↓↓↓

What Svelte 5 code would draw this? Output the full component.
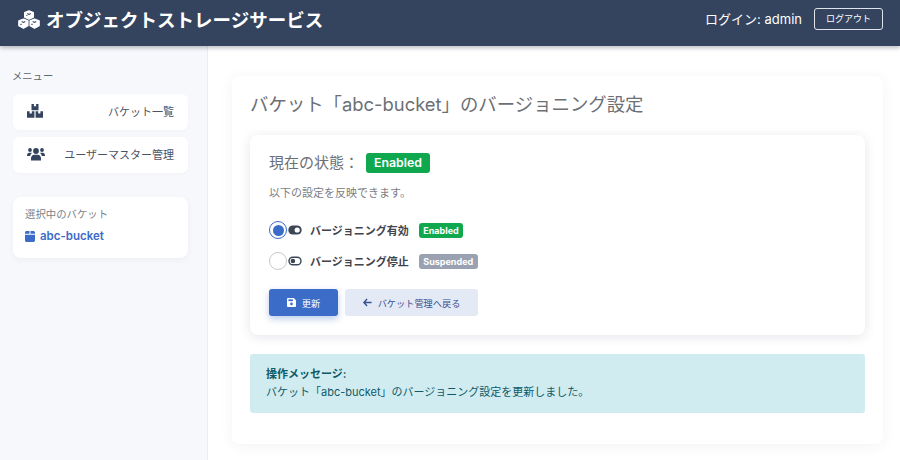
<script>
  const versioning = [
    { label: 'バージョニング有効', badge: 'Enabled', on: true },
    { label: 'バージョニング停止', badge: 'Suspended', on: false }
  ];
</script>

<div class="page">
  <header class="top">
    <div class="brand">
      <svg class="logo" viewBox="0 0 22 19" width="22" height="19">
        <g fill="#fff" stroke="#fff" stroke-width="1.200" stroke-linejoin="round">
          <path d="M11 .8l4.400 1.800v4.700L11 9.200 6.600 7.300V2.600z"/>
          <path d="M5.500 9l4.500 1.900v4.900L5.500 18.300.8 15.800v-4.900z"/>
          <path d="M16.500 9l4.700 1.900v4.900l-4.700 2.500-4.500-2.500v-4.900z"/>
        </g>
        <path d="M9.200 3.600L11 4.400l1.800-.8M3.700 11.600l1.800.8 1.800-.8M14.700 11.600l1.800.8 1.800-.8" stroke="#34445f" stroke-width="1.100" fill="none"/>
        <path d="M8.800 6.100v-.9M3 14.900v-1.200M14 14.900v-1.200" stroke="#34445f" stroke-width="1.300" fill="none"/>
      </svg>
      <span>オブジェクトストレージサービス</span>
    </div>
    <div class="login">
      <span>ログイン: admin</span>
      <button class="logout">ログアウト</button>
    </div>
  </header>

  <div class="body">
    <aside class="side">
      <div class="menu-title">メニュー</div>
      <a class="menu-item">
        <svg viewBox="0 0 16 14" width="16" height="14" fill="#34445f">
          <path d="M4.500 0h2.400v2.200h2.200V0h2.400v6.200h-7z"/>
          <path d="M0 7.200h2.600v2.200h2.200V7.200h2.600v6.600H0z"/>
          <path d="M8.600 7.200h2.600v2.200h2.200V7.200H16v6.600H8.600z"/>
        </svg>
        <span>バケット一覧</span>
      </a>
      <a class="menu-item">
        <svg viewBox="0 0 18 14" width="18" height="14" fill="#34445f">
          <circle cx="9" cy="4" r="2.900"/>
          <circle cx="3" cy="3" r="1.900"/>
          <circle cx="15" cy="3" r="1.900"/>
          <path d="M4 13.600v-2.200c0-2 1.500-3.600 3.300-3.600h3.400c1.800 0 3.300 1.600 3.300 3.600v2.200z"/>
          <path d="M0 8.600c0-1.600 1-2.800 2.200-2.800h1.600c.4 0 .8.100 1.100.3-.9.700-1.500 1.700-1.700 2.900H0z"/>
          <path d="M18 8.600c0-1.600-1-2.800-2.200-2.800h-1.600c-.4 0-.8.100-1.100.3.900.700 1.500 1.700 1.700 2.900H18z"/>
        </svg>
        <span>ユーザーマスター管理</span>
      </a>
      <div class="selected">
        <div class="selected-label">選択中のバケット</div>
        <div class="selected-name">
          <svg viewBox="0 0 10 11" width="10" height="11" fill="#3b6cc7">
            <path d="M1.800 0h2.700v2.800H0V1.500C0 .7.800 0 1.800 0zM5.500 0h2.700c1 0 1.800.7 1.800 1.500v1.300H5.500zM0 3.800h10v5.700c0 .8-.8 1.500-1.800 1.500H1.800C.8 11 0 10.300 0 9.500z"/>
          </svg>
          <span>abc-bucket</span>
        </div>
      </div>
    </aside>

    <main class="main">
      <section class="panel">
        <h1>バケット「abc-bucket」のバージョニング設定</h1>
        <div class="inner">
          <div class="status">
            <span>現在の状態：</span>
            <span class="status-badge">Enabled</span>
          </div>
          <p class="hint">以下の設定を反映できます。</p>
          <div class="options">
            {#each versioning as v}
              <div class="option">
                <span class="radio" class:checked={v.on}></span>
                <svg class="toggle" viewBox="0 0 14 10" width="14" height="10">
                  {#if v.on}
                    <rect x="0.300" y="0.500" width="13.400" height="9" rx="4.500" fill="#3c4657"/>
                    <circle cx="9.200" cy="5" r="2.600" fill="#fff"/>
                  {:else}
                    <rect x="1" y="1.200" width="12" height="7.600" rx="3.800" fill="none" stroke="#3c4657" stroke-width="1.400"/>
                    <circle cx="4.900" cy="5" r="2.300" fill="#3c4657"/>
                  {/if}
                </svg>
                <span class="opt-label">{v.label}</span>
                <span class="mini" class:green={v.on}>{v.badge}</span>
              </div>
            {/each}
          </div>
          <div class="actions">
            <button class="primary">
              <svg viewBox="0 0 10 10" width="9" height="9">
                <path d="M1 0h6.500L10 2.500V9a1 1 0 0 1-1 1H1a1 1 0 0 1-1-1V1a1 1 0 0 1 1-1z" fill="#fff"/>
                <rect x="1.600" y="1.500" width="5" height="2" fill="#3b6cc7"/>
                <circle cx="5" cy="6.600" r="1.500" fill="#3b6cc7"/>
              </svg>
              <span>更新</span>
            </button>
            <button class="secondary">
              <svg viewBox="0 0 10 10" width="9" height="9">
                <path d="M4.500 1.200L1 5l3.500 3.800M1.200 5H9.500" fill="none" stroke="#34508f" stroke-width="1.500"/>
              </svg>
              <span>バケット管理へ戻る</span>
            </button>
          </div>
        </div>
        <div class="alert">
          <strong>操作メッセージ:</strong>
          <div>バケット「abc-bucket」のバージョニング設定を更新しました。</div>
        </div>
      </section>
    </main>
  </div>
</div>

<style>
  :global(body) {
    margin: 0;
    font-family: Inter, "Noto Sans CJK JP", sans-serif;
    background: #fff;
  }
  .page {
    width: 900px;
    height: 460px;
    overflow: hidden;
    display: flex;
    flex-direction: column;
  }
  .top {
    height: 46px;
    flex: none;
    background: #34445f;
    box-shadow: 0 2px 4px rgba(30, 40, 60, 0.3);
    display: flex;
    align-items: center;
    justify-content: space-between;
    padding: 0 17px 9px 18px;
    box-sizing: border-box;
    position: relative;
    z-index: 1;
  }
  .brand {
    display: flex;
    align-items: center;
    gap: 6px;
    color: #fff;
    font-size: 18.500px;
    font-weight: 700;
  }
  .logo {
    margin-top: 2px;
  }
  .login {
    display: flex;
    align-items: center;
    gap: 12px;
    color: #fff;
    font-size: 13px;
  }
  .logout {
    width: 69px;
    height: 22px;
    background: transparent;
    border: 1px solid #dfe4ec;
    border-radius: 3px;
    color: #fff;
    font: inherit;
    font-size: 9px;
    padding: 0;
  }
  .body {
    flex: 1;
    display: flex;
    min-height: 0;
  }
  .side {
    width: 208px;
    flex: none;
    box-sizing: border-box;
    background: #f7f8fb;
    border-right: 1px solid #e9ecf1;
    padding: 22px 19px 0 13px;
  }
  .menu-title {
    font-size: 10.300px;
    color: #5f6670;
    line-height: 16px;
    margin-bottom: 10px;
    margin-left: -1px;
  }
  .menu-item {
    display: flex;
    align-items: center;
    justify-content: space-between;
    height: 36px;
    background: #fff;
    border-radius: 6px;
    padding: 0 14px 3px 14px;
    box-sizing: border-box;
    margin-bottom: 7px;
    font-size: 11px;
    color: #4a5363;
    box-shadow: 0 1px 3px rgba(40, 50, 80, 0.03);
  }
  .selected {
    margin-top: 24px;
    height: 61px;
    background: #fff;
    border-radius: 8px;
    padding: 10px 12px;
    box-sizing: border-box;
    box-shadow: 0 2px 6px rgba(40, 50, 80, 0.05);
  }
  .selected-label {
    font-size: 10.400px;
    line-height: 16px;
    color: #7b828c;
    margin-bottom: 5px;
  }
  .selected-name {
    display: flex;
    align-items: center;
    gap: 5px;
    font-size: 11.500px;
    line-height: 16px;
    font-weight: 600;
    color: #3b6cc7;
  }
  .main {
    flex: 1;
    padding: 30px 17px 0 24px;
    min-width: 0;
  }
  .panel {
    height: 368px;
    box-sizing: border-box;
    background: #fff;
    border-radius: 8px;
    padding: 13px 18px;
    box-shadow: 0 2px 14px rgba(40, 50, 80, 0.06);
  }
  h1 {
    margin: 0 0 16px;
    font-size: 18.400px;
    line-height: 30px;
    font-weight: 400;
    color: #6c6f75;
  }
  .inner {
    height: 200px;
    box-sizing: border-box;
    background: #fff;
    border-radius: 8px;
    padding: 18px 19px;
    box-shadow: 0 2px 12px rgba(40, 50, 80, 0.12);
    margin-bottom: 19px;
  }
  .status {
    display: flex;
    align-items: center;
    gap: 7px;
    font-size: 15px;
    line-height: 20px;
    color: #6c6f75;
  }
  .status-badge {
    background: #10a84f;
    color: #fff;
    font-size: 12.300px;
    font-weight: 600;
    line-height: 20px;
    padding: 0 8px;
    border-radius: 3px;
  }
  .hint {
    margin: 12px 0 0;
    font-size: 11px;
    line-height: 16px;
    color: #7b7d82;
  }
  .options {
    margin-top: 20px;
    display: flex;
    flex-direction: column;
    gap: 13px;
  }
  .option {
    display: flex;
    align-items: center;
    height: 18px;
  }
  .radio {
    width: 16px;
    height: 16px;
    border-radius: 50%;
    border: 1px solid #c6c9ce;
    background: #fff;
    position: relative;
    flex: none;
    margin-right: 1px;
  }
  .radio.checked {
    border-color: #3b6cc7;
  }
  .radio.checked::after {
    content: "";
    position: absolute;
    inset: 2.500px;
    border-radius: 50%;
    background: #3b6cc7;
  }
  .toggle {
    flex: none;
    margin-right: 8px;
  }
  .opt-label {
    font-size: 11px;
    font-weight: 600;
    color: #3f444d;
    margin-right: 10px;
  }
  .mini {
    background: #9aa2b1;
    color: #fff;
    font-size: 9px;
    font-weight: 700;
    line-height: 15px;
    padding: 0 4.500px;
    border-radius: 3px;
  }
  .mini.green {
    background: #10a84f;
  }
  .actions {
    display: flex;
    gap: 7px;
    margin-top: 19px;
  }
  .actions button {
    height: 27px;
    border: none;
    border-radius: 3px;
    font: inherit;
    font-size: 9.200px;
    display: flex;
    align-items: center;
    justify-content: center;
    gap: 6px;
    padding: 0;
  }
  .primary {
    width: 69px;
    background: #3b6cc7;
    color: #fff;
    box-shadow: 0 3px 7px rgba(59, 108, 199, 0.35);
  }
  .secondary {
    width: 133px;
    background: #e3eaf6;
    color: #34508f;
  }
  .alert {
    height: 59px;
    box-sizing: border-box;
    background: #d1ecf1;
    border-radius: 3px;
    padding: 11px 16px;
    font-size: 11px;
    line-height: 18px;
    color: #0e5a66;
  }
  .alert strong {
    font-size: 11px;
    font-weight: 700;
    display: block;
  }
</style>
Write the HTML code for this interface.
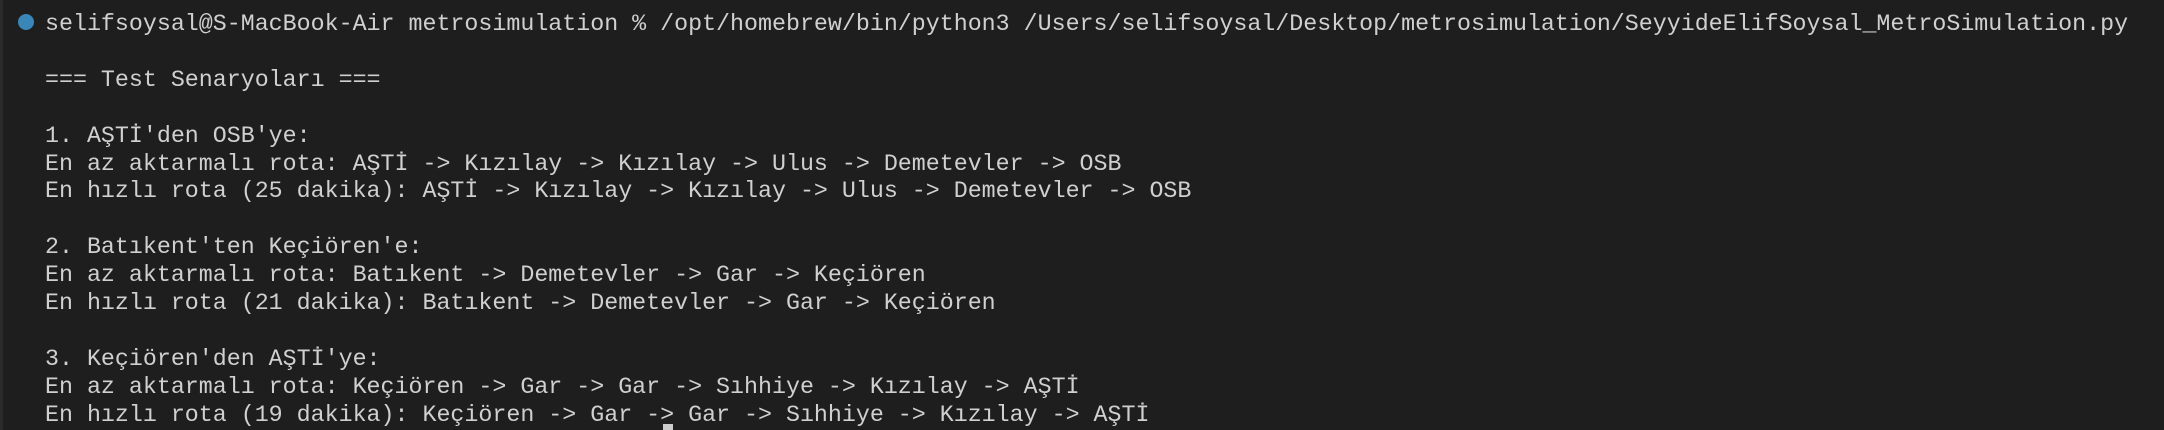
<!DOCTYPE html>
<html><head><meta charset="utf-8"><style>
html,body{margin:0;padding:0;}
body{width:2164px;height:430px;background:#1e1e1e;overflow:hidden;position:relative;}
.edge{position:absolute;left:0;top:0;width:3px;height:430px;background:#2b2b2b;}
.dot{position:absolute;left:18px;top:14px;width:16px;height:16px;border-radius:50%;background:#3a86b8;}
pre{position:absolute;left:45px;top:11px;margin:0;font-family:"Liberation Mono",monospace;font-size:23.3px;line-height:27.9px;color:#d0d0d0;white-space:pre;}
.cur{position:absolute;left:663px;top:424px;width:10px;height:6px;background:#cccccc;}
</style></head><body>
<div class="edge"></div><div class="dot"></div>
<pre>selifsoysal@S-MacBook-Air metrosimulation % /opt/homebrew/bin/python3 /Users/selifsoysal/Desktop/metrosimulation/SeyyideElifSoysal_MetroSimulation.py

=== Test Senaryoları ===

1. AŞTİ'den OSB'ye:
En az aktarmalı rota: AŞTİ -> Kızılay -> Kızılay -> Ulus -> Demetevler -> OSB
En hızlı rota (25 dakika): AŞTİ -> Kızılay -> Kızılay -> Ulus -> Demetevler -> OSB

2. Batıkent'ten Keçiören'e:
En az aktarmalı rota: Batıkent -> Demetevler -> Gar -> Keçiören
En hızlı rota (21 dakika): Batıkent -> Demetevler -> Gar -> Keçiören

3. Keçiören'den AŞTİ'ye:
En az aktarmalı rota: Keçiören -> Gar -> Gar -> Sıhhiye -> Kızılay -> AŞTİ
En hızlı rota (19 dakika): Keçiören -> Gar -> Gar -> Sıhhiye -> Kızılay -> AŞTİ</pre>
<div class="cur"></div>
</body></html>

↑↑↑

### Work to be completed
All lines holding the word "code" should be picked out and copied.

### Task answer
What Svelte 5 code would draw this? Output the full component.
Write the HTML code for this interface.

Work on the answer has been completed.